The biggest driver of deforestation is agriculture. Farmers often rid their land of trees to make room for livestock using a slash-and-burn process. When trees are burned, they release CO2, one of the biggest contributors to climate change.
Between 2000 and 2011, beef, palm oil (for cooking), soy (for food products and wax candles) and wood products in Argentina, Bolivia, Brazil, Indonesia, Malaysia, Papua New Guinea and Paraguay were responsible for 40 percent of the world’s tropical deforestation and 44 percent of carbon emissions. By stopping the purchase of these products on a large scale, the Norwegian government is helping to halt the destruction.

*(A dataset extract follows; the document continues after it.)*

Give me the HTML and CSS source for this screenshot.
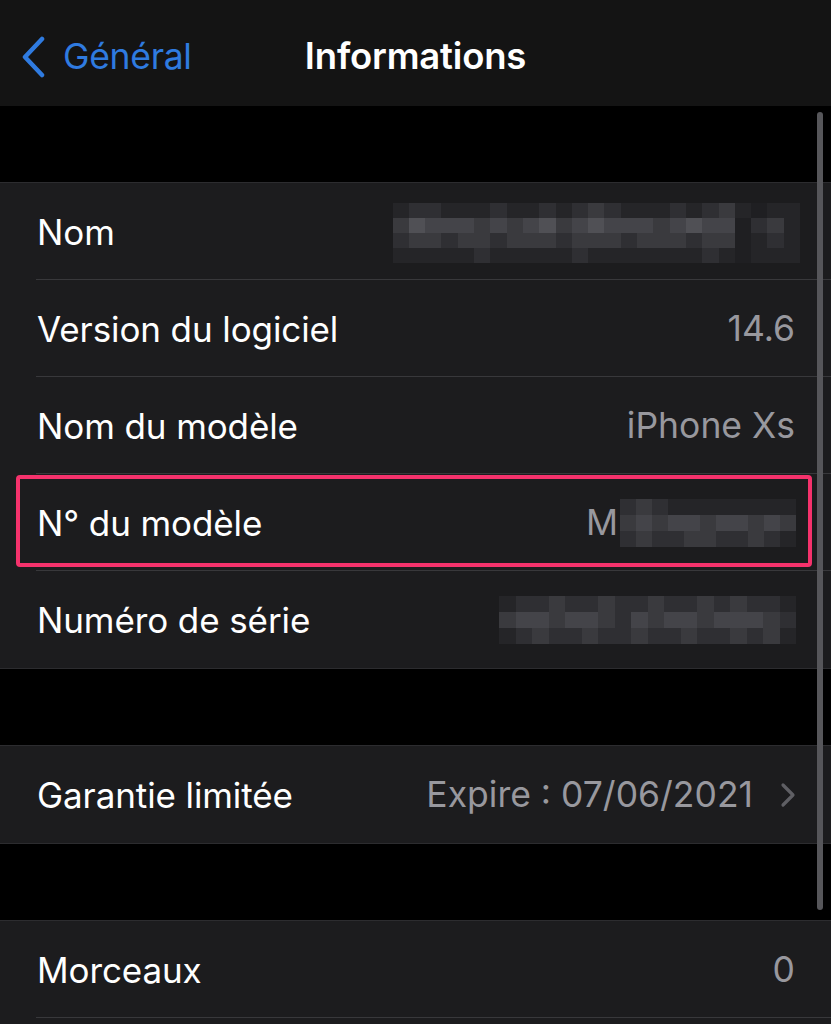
FILE: index.html
```html
<!DOCTYPE html>
<html lang="fr">
<head>
<meta charset="utf-8">
<title>Informations</title>
<link rel="stylesheet" href="styles.css">
</head>
<body>
<div class="screen">
  <header class="nav">
    <div class="back">
      <svg class="chev-back" width="26" height="42" viewBox="0 0 26 42"><path d="M22 3 L5 21 L22 39" fill="none" stroke="#2f7be0" stroke-width="4.5" stroke-linecap="round" stroke-linejoin="round"/></svg>
      <span>Général</span>
    </div>
    <h1 class="title">Informations</h1>
  </header>

  <div class="gap"></div>

  <section class="group">
    <div class="row">
      <span class="label">Nom</span>
      <div class="mosaic m-name">
        <span class="a"></span><span class="b"></span><span class="b"></span><span class="a"></span><span class="a"></span><span class="a"></span><span class="b"></span><span class="a"></span><span class="a"></span><span class="b"></span><span class="a"></span><span class="b"></span><span class="c"></span><span class="b"></span><span class="a"></span><span class="a"></span><span class="a"></span><span class="b"></span><span class="a"></span><span class="b"></span><span class="c"></span><span class="a"></span><span class="z"></span><span class="a"></span><span class="a"></span>
        <span class="c"></span><span class="e"></span><span class="d"></span><span class="d"></span><span class="d"></span><span class="c"></span><span class="d"></span><span class="c"></span><span class="d"></span><span class="e"></span><span class="c"></span><span class="d"></span><span class="e"></span><span class="d"></span><span class="d"></span><span class="d"></span><span class="c"></span><span class="d"></span><span class="e"></span><span class="d"></span><span class="d"></span><span class="z"></span><span class="b"></span><span class="c"></span><span class="a"></span>
        <span class="b"></span><span class="c"></span><span class="c"></span><span class="b"></span><span class="c"></span><span class="c"></span><span class="b"></span><span class="c"></span><span class="c"></span><span class="c"></span><span class="b"></span><span class="c"></span><span class="c"></span><span class="c"></span><span class="b"></span><span class="c"></span><span class="c"></span><span class="c"></span><span class="b"></span><span class="c"></span><span class="c"></span><span class="z"></span><span class="a"></span><span class="b"></span><span class="a"></span>
        <span class="a"></span><span class="a"></span><span class="a"></span><span class="a"></span><span class="a"></span><span class="b"></span><span class="a"></span><span class="a"></span><span class="a"></span><span class="a"></span><span class="a"></span><span class="b"></span><span class="a"></span><span class="a"></span><span class="a"></span><span class="a"></span><span class="a"></span><span class="a"></span><span class="a"></span><span class="b"></span><span class="a"></span><span class="z"></span><span class="a"></span><span class="a"></span><span class="a"></span>
      </div>
    </div>
    <div class="row">
      <span class="label">Version du logiciel</span>
      <span class="value">14.6</span>
    </div>
    <div class="row">
      <span class="label">Nom du modèle</span>
      <span class="value">iPhone Xs</span>
    </div>
    <div class="row highlighted">
      <span class="label">N° du modèle</span>
      <div class="value-wrap">
        <span class="value">M</span>
        <div class="mosaic m-model">
          <span class="b"></span><span class="c"></span><span class="b"></span><span class="a"></span><span class="a"></span><span class="a"></span><span class="a"></span><span class="a"></span><span class="a"></span><span class="a"></span><span class="a"></span>
          <span class="c"></span><span class="d"></span><span class="c"></span><span class="d"></span><span class="d"></span><span class="c"></span><span class="d"></span><span class="d"></span><span class="c"></span><span class="d"></span><span class="c"></span>
          <span class="b"></span><span class="c"></span><span class="b"></span><span class="b"></span><span class="c"></span><span class="c"></span><span class="b"></span><span class="b"></span><span class="c"></span><span class="b"></span><span class="a"></span>
        </div>
      </div>
    </div>
    <div class="row last">
      <span class="label">Numéro de série</span>
      <div class="mosaic m-serial">
        <span class="a"></span><span class="b"></span><span class="b"></span><span class="c"></span><span class="b"></span><span class="b"></span><span class="c"></span><span class="b"></span><span class="b"></span><span class="c"></span><span class="b"></span><span class="b"></span><span class="c"></span><span class="b"></span><span class="c"></span><span class="b"></span><span class="b"></span><span class="a"></span>
        <span class="c"></span><span class="d"></span><span class="d"></span><span class="c"></span><span class="d"></span><span class="d"></span><span class="c"></span><span class="b"></span><span class="d"></span><span class="c"></span><span class="d"></span><span class="d"></span><span class="c"></span><span class="d"></span><span class="d"></span><span class="d"></span><span class="c"></span><span class="b"></span>
        <span class="a"></span><span class="b"></span><span class="c"></span><span class="b"></span><span class="b"></span><span class="c"></span><span class="b"></span><span class="b"></span><span class="c"></span><span class="b"></span><span class="b"></span><span class="c"></span><span class="b"></span><span class="b"></span><span class="c"></span><span class="b"></span><span class="c"></span><span class="a"></span>
      </div>
    </div>
  </section>

  <div class="gap"></div>

  <section class="group">
    <div class="row last">
      <span class="label">Garantie limitée</span>
      <div class="value-wrap">
        <span class="value">Expire : 07/06/2021</span>
        <svg class="chev" width="16" height="26" viewBox="0 0 16 26"><path d="M3 3 L13 13 L3 23" fill="none" stroke="#5f5f64" stroke-width="3.2" stroke-linecap="round" stroke-linejoin="round"/></svg>
      </div>
    </div>
  </section>

  <div class="gap"></div>

  <section class="group">
    <div class="row">
      <span class="label">Morceaux</span>
      <span class="value">0</span>
    </div>
    <div class="row"></div>
  </section>

  <div class="scroll-indicator"></div>
</div>
</body>
</html>
```

FILE: styles.css
```css
* { box-sizing: border-box; }

html, body {
  margin: 0;
  padding: 0;
  background: #000;
}

body {
  width: 831px;
  height: 1024px;
  overflow: hidden;
  font-family: "Inter", "Liberation Sans", sans-serif;
  -webkit-font-smoothing: antialiased;
}

.screen {
  position: relative;
  width: 831px;
  height: 1024px;
  overflow: hidden;
  background: #000;
}

.nav {
  position: relative;
  height: 106px;
  background: #141414;
  display: flex;
  align-items: center;
  justify-content: center;
  padding-top: 6px;
}

.back {
  position: absolute;
  left: 20px;
  top: 35px;
  display: flex;
  align-items: center;
  gap: 17px;
  color: #2f7be0;
  font-size: 35.5px;
  letter-spacing: -0.3px;
}

.chev-back { display: block; }

.title {
  margin: 0;
  color: #fff;
  font-size: 36.5px;
  font-weight: 600;
  letter-spacing: -0.2px;
}

.gap {
  height: 76px;
  background: #000;
}

.group {
  background: #1c1c1e;
  border-top: 1px solid #2c2c2f;
  border-bottom: 1px solid #2c2c2f;
}

.row {
  position: relative;
  height: 97px;
  display: flex;
  align-items: center;
  justify-content: space-between;
  padding: 0 36px 0 37px;
}

.row::after {
  content: "";
  position: absolute;
  left: 36px;
  right: 0;
  bottom: 0;
  height: 1px;
  background: #38383b;
}

.row.last::after { display: none; }

.label {
  color: #fff;
  font-size: 35px;
  letter-spacing: -0.1px;
}

.value {
  color: #98989e;
  font-size: 35.5px;
  letter-spacing: 0;
}

.value-wrap {
  display: flex;
  align-items: center;
}

.chev {
  display: block;
  margin-left: 27px;
  margin-right: -1px;
}

.highlighted::before {
  content: "";
  position: absolute;
  left: 16px;
  right: 19px;
  top: 1px;
  bottom: 4px;
  border: 4px solid #f5326c;
  border-radius: 4px;
  z-index: 2;
}

/* pixelated (masked) values */
.mosaic {
  display: grid;
  grid-auto-rows: 15px;
}

.mosaic span { display: block; }

.mosaic .z { background: #1f1f22; }
.mosaic .a { background: #252528; }
.mosaic .b { background: #2f2f33; }
.mosaic .c { background: #3a3a3e; }
.mosaic .d { background: #444449; }
.mosaic .e { background: #505055; }

.m-name {
  grid-template-columns: repeat(25, 16.3px);
  margin-right: -5px;
  margin-top: 2px;
}

.m-model {
  grid-template-columns: repeat(11, 16px);
  grid-auto-rows: 16px;
  margin-left: 2px;
  margin-right: -1px;
}

.m-serial {
  grid-template-columns: repeat(18, 16.5px);
  grid-auto-rows: 16px;
  margin-right: -1px;
}

.scroll-indicator {
  position: absolute;
  left: 817px;
  top: 112px;
  width: 6px;
  height: 798px;
  border-radius: 3px;
  background: #56565a;
  z-index: 3;
}
```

To further counteract such statistics, Norway has also invested large sums of money in Brazil, Indonesia and Liberia to help those nations combat deforestation within their borders. For example, in 2008, Norway gave Brazil $1 billion to help protect the Amazon Rain Forest. The Amazon has lost approximately 17 percent of its trees in the last 50 years, according to World Wildlife Fund. The investment has paid off: by 2015, Brazil had reduced deforestation rates by 75 percent. That represents the single biggest emissions cut in that time period, saving 33,000 square miles of ancient rain forests and keeping 3.2 billion tons of carbon dioxide out of the atmosphere. It’s the equivalent in CO2 emission savings of taking all U.S. cars off the road for a year.
Former United Nations Secretary-General Ban Ki-Moon praised the Brazil-Norway partnership as “an outstanding example of the kind of international collaboration we need to ensure the future sustainability of our planet.”
A fund for biodiversity
Norway’s declaration and subsequent action plan also included a request from its parliament that the government consider the protection of biodiversity in its investments through the Government Pension Fund Global (GFPG). The GFPG is the largest sovereign wealth fund anywhere in the world and thus can impact markets depending on investment decisions. The fund had been taking into account climate change when determining investment strategies but had not to that point considered biodiversity.
Sadly, at the current rate of deforestation, the world’s rain forests could completely vanish within 100 years. But by becoming the first country to make such a large-scale move against the practice, Norway is setting an example that I hope the rest of our globe’s nations—including our own—will soon follow.